=== Required task ===
Which lines in the records below contain the word "with"? Copy each of them.

(Rows from a dataset of pages and code)
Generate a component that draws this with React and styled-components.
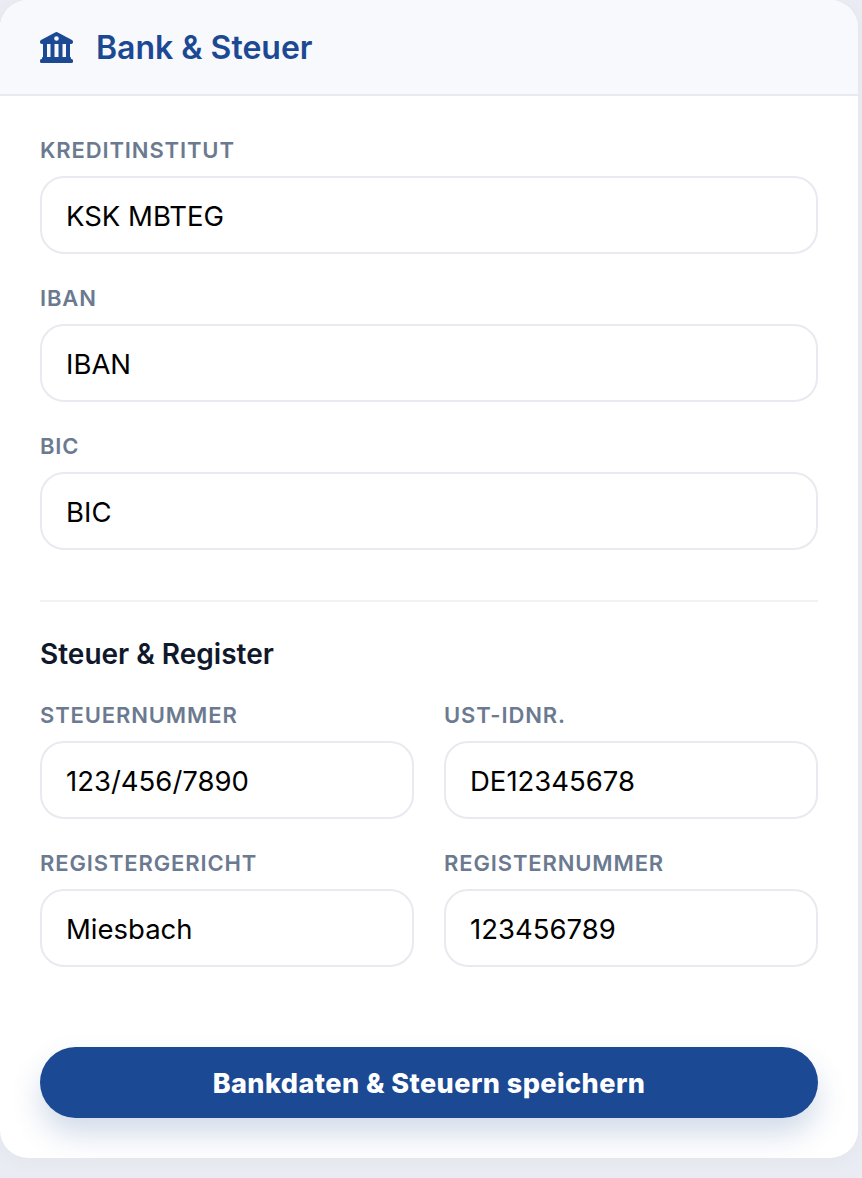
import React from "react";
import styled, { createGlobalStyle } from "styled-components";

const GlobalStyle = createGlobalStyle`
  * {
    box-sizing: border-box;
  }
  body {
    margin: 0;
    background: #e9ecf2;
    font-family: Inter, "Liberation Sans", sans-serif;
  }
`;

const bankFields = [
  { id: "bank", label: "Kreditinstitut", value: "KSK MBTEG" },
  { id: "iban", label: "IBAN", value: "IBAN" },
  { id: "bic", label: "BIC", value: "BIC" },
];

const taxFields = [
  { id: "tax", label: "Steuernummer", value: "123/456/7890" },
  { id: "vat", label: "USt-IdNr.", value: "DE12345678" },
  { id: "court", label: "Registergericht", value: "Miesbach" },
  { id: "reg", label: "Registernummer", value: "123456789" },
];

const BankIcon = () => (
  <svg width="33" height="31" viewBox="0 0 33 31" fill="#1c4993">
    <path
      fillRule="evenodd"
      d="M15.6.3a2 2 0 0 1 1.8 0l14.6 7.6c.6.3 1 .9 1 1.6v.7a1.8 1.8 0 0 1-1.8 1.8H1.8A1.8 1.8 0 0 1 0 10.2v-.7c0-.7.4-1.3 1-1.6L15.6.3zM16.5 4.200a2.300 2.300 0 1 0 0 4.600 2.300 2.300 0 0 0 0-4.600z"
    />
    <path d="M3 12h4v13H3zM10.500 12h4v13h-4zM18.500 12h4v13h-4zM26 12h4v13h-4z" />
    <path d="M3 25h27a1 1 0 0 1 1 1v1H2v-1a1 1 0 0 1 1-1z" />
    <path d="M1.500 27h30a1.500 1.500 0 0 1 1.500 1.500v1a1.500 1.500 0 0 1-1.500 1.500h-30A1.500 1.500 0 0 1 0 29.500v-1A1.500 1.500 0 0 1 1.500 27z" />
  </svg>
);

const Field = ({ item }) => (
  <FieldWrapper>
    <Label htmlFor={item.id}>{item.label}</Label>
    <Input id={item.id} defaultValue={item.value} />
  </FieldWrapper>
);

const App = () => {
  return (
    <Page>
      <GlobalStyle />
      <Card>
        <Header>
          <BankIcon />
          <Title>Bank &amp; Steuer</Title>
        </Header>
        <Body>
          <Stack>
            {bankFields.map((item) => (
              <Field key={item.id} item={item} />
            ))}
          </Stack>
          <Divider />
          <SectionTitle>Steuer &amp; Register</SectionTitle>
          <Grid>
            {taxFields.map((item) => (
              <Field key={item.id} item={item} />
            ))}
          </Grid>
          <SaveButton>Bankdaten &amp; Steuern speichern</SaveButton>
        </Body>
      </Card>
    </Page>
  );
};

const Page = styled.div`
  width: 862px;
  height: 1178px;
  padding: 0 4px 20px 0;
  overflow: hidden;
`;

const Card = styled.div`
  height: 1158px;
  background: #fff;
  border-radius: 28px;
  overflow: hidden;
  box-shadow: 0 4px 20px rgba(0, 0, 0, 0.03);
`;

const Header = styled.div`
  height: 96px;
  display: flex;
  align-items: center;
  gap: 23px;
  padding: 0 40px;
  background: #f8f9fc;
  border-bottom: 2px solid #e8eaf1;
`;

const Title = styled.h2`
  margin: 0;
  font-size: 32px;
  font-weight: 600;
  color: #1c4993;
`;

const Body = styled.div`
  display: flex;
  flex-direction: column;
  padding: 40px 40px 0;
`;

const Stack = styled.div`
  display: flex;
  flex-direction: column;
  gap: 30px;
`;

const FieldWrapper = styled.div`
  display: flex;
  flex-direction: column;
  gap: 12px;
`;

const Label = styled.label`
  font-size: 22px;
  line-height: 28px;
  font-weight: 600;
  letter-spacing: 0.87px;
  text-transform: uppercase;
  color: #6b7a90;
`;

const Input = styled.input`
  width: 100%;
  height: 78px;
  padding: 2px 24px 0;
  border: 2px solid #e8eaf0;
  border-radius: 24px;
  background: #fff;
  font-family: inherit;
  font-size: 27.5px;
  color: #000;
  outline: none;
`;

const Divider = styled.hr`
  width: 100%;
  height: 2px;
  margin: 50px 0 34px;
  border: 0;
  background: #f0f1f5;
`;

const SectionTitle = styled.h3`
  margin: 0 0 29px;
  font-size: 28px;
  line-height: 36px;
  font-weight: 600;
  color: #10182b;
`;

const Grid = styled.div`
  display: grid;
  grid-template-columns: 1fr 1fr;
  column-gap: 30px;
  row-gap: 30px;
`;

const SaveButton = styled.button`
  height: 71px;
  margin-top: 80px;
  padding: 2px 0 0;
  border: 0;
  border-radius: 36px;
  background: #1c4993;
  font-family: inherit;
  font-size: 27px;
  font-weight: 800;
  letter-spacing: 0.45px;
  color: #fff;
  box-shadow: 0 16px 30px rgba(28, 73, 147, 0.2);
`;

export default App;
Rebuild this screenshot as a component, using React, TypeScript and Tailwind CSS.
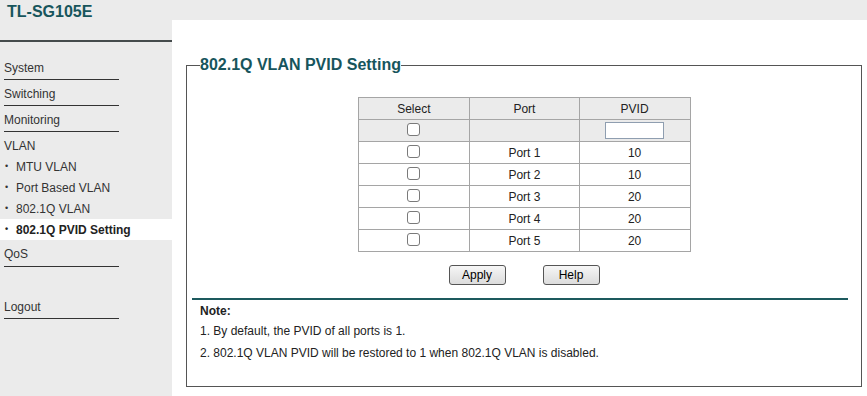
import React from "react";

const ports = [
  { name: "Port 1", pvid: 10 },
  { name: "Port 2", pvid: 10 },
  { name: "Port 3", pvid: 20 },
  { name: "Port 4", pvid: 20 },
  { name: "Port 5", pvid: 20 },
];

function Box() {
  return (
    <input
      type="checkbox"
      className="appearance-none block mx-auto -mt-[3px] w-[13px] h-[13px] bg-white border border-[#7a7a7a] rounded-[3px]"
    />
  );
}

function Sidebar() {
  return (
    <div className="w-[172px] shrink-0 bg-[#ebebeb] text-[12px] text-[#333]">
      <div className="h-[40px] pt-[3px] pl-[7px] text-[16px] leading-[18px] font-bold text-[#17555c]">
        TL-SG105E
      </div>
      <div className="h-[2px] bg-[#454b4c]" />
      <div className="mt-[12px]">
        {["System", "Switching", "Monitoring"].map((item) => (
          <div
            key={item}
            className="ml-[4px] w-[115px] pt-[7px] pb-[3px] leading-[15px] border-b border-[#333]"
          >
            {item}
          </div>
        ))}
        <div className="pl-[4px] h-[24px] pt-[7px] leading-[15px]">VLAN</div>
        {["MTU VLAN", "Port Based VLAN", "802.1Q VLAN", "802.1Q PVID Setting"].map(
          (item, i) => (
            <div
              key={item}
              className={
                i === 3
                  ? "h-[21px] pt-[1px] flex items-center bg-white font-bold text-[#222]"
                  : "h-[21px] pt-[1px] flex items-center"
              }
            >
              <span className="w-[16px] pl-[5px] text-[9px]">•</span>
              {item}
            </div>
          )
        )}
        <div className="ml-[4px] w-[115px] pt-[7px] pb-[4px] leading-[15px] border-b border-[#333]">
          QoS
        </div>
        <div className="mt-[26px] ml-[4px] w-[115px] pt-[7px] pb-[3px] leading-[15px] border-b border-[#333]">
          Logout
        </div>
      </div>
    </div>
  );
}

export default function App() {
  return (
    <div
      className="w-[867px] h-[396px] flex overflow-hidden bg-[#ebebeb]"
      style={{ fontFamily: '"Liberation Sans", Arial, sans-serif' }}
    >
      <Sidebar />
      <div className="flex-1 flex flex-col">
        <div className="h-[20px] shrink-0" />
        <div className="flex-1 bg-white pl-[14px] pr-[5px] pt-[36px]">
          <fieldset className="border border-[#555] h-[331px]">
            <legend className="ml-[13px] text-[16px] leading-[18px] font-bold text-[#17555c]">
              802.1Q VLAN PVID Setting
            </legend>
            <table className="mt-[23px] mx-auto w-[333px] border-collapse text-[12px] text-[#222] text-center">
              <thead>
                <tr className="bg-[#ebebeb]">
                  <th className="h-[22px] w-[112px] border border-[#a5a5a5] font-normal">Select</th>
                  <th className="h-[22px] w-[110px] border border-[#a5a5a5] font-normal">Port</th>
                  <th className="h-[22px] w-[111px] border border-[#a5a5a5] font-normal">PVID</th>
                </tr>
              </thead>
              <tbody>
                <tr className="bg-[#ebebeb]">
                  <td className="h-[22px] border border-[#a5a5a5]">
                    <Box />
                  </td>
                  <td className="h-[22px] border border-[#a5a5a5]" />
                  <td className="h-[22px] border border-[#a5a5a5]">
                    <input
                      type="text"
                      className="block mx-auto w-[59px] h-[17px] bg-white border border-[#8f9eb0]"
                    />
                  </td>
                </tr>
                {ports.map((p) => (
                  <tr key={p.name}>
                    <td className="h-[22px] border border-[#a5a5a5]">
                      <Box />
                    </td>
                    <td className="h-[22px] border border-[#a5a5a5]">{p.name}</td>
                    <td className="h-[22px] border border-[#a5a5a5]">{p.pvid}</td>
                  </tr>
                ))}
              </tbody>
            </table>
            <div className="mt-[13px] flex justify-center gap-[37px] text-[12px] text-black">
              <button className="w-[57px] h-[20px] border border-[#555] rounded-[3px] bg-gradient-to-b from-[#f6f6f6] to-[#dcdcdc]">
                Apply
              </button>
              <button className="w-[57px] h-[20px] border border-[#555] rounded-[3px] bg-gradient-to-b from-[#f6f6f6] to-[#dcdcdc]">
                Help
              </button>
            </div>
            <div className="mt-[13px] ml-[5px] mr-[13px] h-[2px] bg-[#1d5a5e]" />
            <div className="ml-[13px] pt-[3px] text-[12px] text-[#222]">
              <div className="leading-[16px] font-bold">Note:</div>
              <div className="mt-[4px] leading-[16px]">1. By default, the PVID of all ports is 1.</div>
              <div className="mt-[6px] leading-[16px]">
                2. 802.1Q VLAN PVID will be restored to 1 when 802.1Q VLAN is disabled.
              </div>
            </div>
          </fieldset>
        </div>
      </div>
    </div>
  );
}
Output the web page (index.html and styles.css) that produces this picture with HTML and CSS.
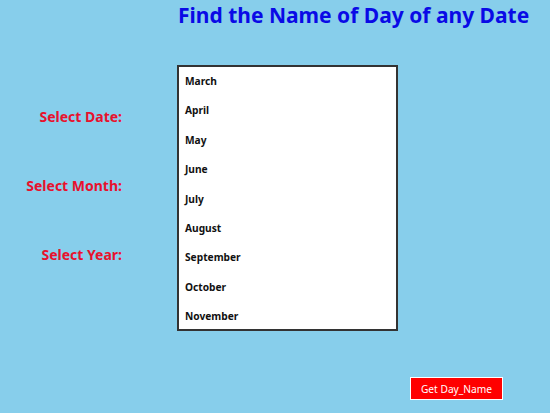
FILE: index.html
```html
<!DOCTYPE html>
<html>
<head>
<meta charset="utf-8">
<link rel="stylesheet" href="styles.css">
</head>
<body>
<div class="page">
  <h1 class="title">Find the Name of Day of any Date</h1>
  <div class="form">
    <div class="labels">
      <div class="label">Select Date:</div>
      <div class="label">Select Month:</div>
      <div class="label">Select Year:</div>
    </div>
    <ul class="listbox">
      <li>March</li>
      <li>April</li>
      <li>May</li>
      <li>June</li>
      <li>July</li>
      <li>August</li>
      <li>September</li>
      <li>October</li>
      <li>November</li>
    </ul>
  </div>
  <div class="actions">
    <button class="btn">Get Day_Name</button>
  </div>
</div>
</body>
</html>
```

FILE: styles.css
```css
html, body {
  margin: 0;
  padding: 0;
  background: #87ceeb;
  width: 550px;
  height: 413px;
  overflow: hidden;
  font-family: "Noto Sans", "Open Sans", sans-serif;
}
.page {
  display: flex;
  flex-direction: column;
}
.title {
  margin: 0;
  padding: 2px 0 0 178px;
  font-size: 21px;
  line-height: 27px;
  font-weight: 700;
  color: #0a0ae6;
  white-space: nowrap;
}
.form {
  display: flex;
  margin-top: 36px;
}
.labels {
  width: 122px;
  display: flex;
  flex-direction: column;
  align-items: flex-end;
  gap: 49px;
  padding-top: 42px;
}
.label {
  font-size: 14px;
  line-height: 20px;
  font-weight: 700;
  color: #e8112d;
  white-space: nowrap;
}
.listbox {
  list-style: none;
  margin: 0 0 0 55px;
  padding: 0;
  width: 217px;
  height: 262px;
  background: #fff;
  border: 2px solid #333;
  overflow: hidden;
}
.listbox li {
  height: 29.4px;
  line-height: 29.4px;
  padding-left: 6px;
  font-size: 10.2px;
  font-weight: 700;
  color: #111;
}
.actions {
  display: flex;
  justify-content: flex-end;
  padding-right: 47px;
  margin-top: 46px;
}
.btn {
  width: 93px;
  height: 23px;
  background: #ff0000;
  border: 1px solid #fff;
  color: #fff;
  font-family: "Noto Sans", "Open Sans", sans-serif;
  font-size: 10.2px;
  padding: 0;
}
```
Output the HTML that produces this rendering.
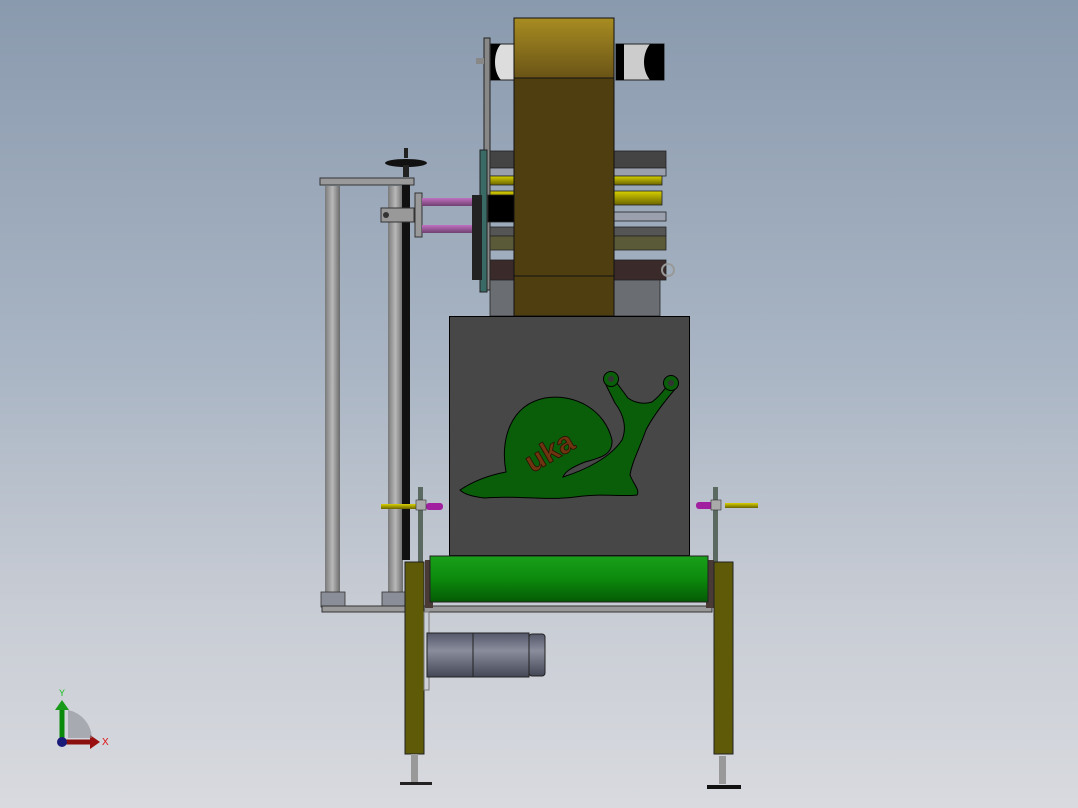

=== Response ===
Generate a component that draws this with React and styled-components.
Output the web page (index.html and styles.css) that produces this picture with HTML and CSS.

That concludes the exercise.